[START OF Data excerpt]
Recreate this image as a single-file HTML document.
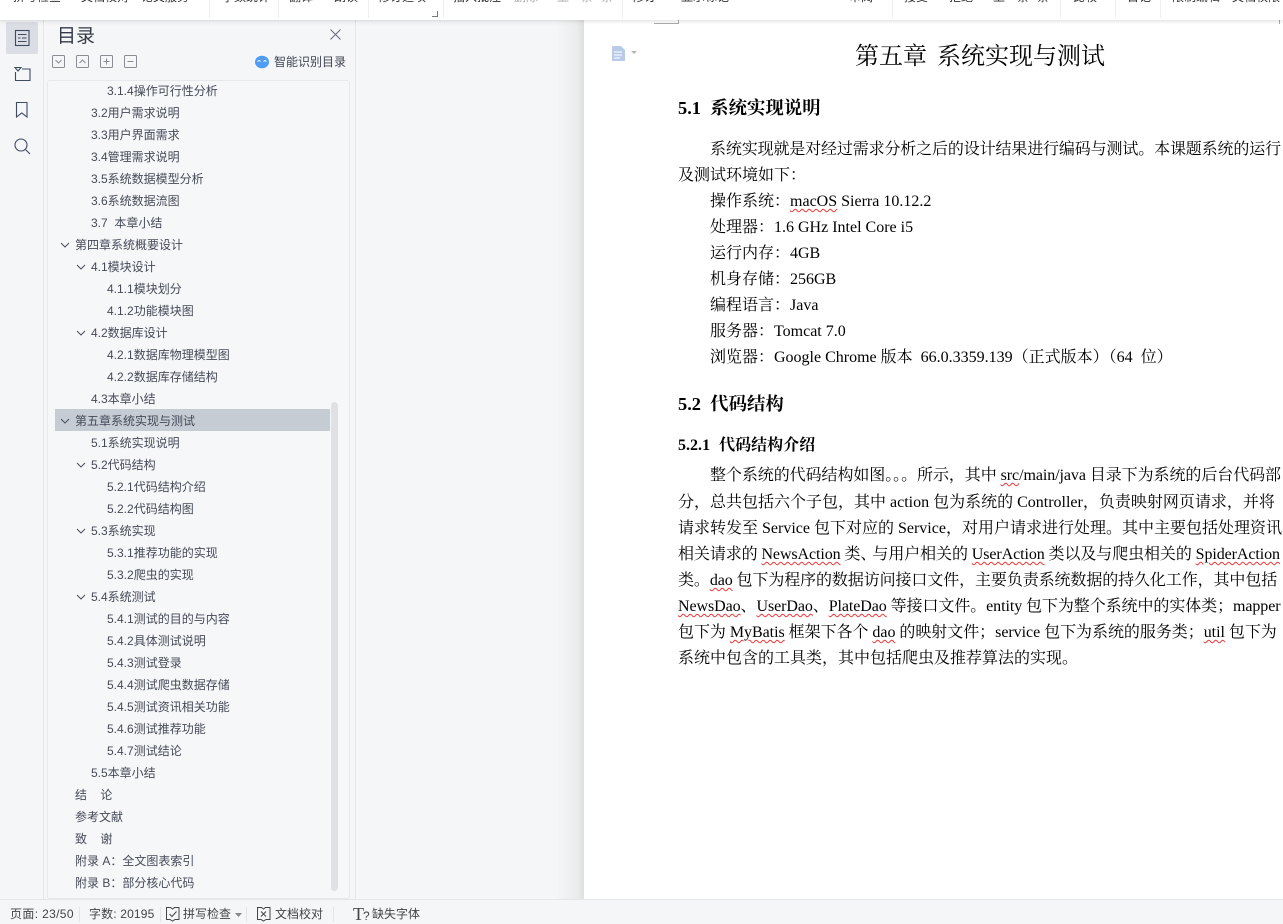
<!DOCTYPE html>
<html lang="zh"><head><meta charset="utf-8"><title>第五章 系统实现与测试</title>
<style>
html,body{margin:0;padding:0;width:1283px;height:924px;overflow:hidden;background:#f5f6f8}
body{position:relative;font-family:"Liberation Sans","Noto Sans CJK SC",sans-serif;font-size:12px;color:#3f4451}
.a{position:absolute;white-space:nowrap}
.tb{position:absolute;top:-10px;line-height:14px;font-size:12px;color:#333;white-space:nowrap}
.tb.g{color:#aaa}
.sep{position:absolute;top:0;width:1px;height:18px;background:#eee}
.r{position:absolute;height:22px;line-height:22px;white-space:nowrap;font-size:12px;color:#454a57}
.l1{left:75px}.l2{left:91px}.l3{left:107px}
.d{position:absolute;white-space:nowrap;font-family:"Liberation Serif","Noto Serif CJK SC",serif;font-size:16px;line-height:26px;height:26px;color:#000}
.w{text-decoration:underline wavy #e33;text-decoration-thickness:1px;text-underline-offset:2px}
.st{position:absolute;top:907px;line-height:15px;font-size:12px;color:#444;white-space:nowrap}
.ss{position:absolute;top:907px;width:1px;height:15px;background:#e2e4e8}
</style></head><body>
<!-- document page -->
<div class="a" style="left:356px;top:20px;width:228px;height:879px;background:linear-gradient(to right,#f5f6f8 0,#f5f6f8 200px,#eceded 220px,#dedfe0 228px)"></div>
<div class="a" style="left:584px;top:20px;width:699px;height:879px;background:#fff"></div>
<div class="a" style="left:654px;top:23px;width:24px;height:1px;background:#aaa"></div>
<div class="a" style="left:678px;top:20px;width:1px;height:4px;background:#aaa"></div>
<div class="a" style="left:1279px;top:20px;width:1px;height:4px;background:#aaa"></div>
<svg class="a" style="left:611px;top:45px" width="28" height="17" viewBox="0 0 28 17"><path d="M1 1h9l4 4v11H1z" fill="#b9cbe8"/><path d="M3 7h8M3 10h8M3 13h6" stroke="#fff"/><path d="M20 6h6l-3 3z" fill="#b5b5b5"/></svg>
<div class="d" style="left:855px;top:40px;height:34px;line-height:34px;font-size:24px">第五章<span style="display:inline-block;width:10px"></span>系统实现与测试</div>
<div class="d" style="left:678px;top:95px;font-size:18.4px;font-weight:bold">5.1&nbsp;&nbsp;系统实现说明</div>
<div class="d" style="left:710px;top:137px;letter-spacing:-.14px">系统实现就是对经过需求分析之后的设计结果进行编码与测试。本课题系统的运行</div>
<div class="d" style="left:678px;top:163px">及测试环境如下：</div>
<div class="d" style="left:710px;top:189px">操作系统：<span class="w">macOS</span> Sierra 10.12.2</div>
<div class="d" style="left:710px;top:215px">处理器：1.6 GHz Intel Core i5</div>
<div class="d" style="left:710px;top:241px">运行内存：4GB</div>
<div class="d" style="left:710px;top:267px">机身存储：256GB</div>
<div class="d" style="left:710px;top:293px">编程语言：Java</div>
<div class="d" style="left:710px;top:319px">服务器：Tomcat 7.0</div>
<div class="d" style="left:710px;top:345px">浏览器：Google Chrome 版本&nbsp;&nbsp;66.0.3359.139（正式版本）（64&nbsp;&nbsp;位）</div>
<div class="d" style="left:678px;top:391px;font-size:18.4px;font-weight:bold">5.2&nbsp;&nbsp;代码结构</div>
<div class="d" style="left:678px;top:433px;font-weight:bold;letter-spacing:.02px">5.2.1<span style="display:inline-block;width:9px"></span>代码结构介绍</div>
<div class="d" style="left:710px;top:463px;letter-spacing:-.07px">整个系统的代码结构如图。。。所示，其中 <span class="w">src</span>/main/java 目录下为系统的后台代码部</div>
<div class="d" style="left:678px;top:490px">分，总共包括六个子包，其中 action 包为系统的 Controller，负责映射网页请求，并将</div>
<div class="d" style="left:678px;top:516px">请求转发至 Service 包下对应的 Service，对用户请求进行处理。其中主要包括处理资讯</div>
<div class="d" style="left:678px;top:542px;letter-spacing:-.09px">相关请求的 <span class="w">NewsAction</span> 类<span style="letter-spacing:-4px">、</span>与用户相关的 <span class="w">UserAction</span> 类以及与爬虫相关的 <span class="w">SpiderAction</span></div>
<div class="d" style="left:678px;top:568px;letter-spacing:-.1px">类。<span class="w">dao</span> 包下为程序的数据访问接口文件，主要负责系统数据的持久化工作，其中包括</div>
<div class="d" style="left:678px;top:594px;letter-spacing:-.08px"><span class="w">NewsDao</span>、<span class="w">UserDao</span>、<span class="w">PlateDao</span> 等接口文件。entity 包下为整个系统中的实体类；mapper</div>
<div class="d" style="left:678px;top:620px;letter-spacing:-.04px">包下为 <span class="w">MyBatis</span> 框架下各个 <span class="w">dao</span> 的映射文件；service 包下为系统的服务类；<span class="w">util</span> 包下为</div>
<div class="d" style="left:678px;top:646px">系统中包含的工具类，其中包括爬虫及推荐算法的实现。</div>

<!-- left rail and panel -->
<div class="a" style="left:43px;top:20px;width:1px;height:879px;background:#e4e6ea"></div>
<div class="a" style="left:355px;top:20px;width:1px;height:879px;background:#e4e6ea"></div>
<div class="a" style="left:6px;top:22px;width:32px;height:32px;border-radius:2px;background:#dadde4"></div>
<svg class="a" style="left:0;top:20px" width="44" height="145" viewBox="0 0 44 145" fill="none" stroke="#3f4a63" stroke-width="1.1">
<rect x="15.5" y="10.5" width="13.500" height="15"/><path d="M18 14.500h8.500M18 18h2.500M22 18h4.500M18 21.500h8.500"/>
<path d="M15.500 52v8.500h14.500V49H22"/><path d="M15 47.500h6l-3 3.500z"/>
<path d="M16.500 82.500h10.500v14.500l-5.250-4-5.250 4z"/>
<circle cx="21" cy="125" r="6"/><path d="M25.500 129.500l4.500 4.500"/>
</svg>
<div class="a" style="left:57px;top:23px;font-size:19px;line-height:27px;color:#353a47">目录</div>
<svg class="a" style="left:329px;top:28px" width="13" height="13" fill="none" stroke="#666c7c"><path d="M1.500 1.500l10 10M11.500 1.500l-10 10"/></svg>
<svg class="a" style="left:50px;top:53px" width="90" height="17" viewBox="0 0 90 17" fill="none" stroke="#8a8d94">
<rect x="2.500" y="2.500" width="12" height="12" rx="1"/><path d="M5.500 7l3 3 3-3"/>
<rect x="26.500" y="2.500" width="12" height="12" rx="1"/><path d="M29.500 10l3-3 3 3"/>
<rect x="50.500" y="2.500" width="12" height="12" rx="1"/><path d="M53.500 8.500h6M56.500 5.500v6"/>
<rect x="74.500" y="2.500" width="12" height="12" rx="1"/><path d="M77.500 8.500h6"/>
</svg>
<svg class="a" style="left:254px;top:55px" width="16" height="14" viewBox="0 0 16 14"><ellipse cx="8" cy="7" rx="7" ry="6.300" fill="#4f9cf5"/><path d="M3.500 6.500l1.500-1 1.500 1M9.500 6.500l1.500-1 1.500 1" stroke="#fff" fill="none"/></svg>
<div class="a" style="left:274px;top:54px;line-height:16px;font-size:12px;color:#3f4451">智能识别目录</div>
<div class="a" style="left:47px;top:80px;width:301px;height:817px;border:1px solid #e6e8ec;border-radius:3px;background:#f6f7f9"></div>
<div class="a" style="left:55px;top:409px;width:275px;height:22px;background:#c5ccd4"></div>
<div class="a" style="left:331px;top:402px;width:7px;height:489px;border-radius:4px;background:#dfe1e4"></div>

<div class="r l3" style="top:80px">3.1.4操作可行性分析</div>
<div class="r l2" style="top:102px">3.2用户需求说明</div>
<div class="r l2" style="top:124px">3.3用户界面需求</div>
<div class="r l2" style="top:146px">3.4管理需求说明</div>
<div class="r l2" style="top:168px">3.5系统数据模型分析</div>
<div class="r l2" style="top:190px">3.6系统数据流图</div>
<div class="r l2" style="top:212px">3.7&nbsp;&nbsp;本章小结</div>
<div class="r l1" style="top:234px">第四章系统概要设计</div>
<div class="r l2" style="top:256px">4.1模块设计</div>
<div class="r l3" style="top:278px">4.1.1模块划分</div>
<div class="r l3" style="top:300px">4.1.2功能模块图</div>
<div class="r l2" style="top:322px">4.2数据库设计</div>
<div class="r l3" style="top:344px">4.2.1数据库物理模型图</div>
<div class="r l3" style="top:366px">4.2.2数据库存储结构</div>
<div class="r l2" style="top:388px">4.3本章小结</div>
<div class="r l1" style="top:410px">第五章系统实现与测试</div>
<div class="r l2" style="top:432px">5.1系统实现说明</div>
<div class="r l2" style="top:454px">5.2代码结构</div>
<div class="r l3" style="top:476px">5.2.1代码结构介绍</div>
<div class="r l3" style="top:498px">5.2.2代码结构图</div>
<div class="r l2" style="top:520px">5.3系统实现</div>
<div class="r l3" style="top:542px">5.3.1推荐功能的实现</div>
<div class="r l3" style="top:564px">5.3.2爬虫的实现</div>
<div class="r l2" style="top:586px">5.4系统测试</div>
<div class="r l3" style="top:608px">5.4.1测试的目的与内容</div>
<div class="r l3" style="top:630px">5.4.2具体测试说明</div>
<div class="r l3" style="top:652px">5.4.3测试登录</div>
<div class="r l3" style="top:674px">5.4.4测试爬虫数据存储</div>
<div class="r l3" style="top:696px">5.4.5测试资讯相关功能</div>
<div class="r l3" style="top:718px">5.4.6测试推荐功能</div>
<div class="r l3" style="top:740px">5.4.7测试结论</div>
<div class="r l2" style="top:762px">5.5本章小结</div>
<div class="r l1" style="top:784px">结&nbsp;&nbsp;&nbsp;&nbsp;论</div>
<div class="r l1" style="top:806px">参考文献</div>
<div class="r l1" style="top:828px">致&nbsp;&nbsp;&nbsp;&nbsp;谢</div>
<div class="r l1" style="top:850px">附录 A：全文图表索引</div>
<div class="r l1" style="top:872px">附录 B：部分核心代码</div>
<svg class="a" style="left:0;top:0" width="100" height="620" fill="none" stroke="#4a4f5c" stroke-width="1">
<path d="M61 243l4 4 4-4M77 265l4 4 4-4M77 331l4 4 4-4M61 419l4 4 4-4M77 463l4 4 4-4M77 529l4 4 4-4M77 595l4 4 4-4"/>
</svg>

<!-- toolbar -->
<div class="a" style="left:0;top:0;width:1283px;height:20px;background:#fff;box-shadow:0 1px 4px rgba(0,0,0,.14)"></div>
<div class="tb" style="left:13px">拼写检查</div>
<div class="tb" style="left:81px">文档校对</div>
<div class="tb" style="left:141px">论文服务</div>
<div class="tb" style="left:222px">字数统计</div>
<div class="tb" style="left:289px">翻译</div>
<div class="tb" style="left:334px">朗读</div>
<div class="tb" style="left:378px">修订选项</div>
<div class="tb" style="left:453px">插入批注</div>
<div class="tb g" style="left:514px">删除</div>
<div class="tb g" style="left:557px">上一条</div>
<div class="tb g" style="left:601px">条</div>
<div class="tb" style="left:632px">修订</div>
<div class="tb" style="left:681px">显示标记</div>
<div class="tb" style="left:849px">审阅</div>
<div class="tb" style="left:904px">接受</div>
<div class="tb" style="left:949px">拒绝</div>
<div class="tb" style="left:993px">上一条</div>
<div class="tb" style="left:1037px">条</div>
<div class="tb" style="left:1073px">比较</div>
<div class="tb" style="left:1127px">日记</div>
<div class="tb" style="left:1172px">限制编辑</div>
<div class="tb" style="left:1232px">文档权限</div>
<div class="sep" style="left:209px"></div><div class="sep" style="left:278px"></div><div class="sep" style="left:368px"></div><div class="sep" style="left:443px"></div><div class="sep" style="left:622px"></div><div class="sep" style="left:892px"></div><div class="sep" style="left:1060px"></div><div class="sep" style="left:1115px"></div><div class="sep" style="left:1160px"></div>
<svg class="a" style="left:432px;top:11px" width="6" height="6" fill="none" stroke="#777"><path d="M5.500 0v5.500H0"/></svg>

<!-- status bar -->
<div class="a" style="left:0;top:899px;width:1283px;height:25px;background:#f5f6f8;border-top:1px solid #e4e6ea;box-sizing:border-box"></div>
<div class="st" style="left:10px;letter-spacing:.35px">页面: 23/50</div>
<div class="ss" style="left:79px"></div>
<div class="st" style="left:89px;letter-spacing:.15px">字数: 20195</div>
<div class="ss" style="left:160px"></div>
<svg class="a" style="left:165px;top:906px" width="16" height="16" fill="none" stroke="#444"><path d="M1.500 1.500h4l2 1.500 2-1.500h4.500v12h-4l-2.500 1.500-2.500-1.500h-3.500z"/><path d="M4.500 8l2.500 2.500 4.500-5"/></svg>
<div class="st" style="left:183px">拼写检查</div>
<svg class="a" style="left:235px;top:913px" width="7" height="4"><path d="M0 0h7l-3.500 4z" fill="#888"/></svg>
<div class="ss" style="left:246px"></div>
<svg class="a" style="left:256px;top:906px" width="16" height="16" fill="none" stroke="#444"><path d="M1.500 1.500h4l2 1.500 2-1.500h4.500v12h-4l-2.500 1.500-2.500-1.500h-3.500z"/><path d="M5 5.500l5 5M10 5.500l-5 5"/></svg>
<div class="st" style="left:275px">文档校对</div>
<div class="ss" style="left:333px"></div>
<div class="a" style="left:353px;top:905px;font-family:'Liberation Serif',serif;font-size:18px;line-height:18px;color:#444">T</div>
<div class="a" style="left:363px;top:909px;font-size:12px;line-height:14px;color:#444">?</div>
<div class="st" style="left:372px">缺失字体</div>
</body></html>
[END OF Data excerpt]
- [What you need to do] Pick out all lines from the data above in which the word "document" appears.

- [Solution]
Recreate this image as a single-file HTML document.
<!-- document page -->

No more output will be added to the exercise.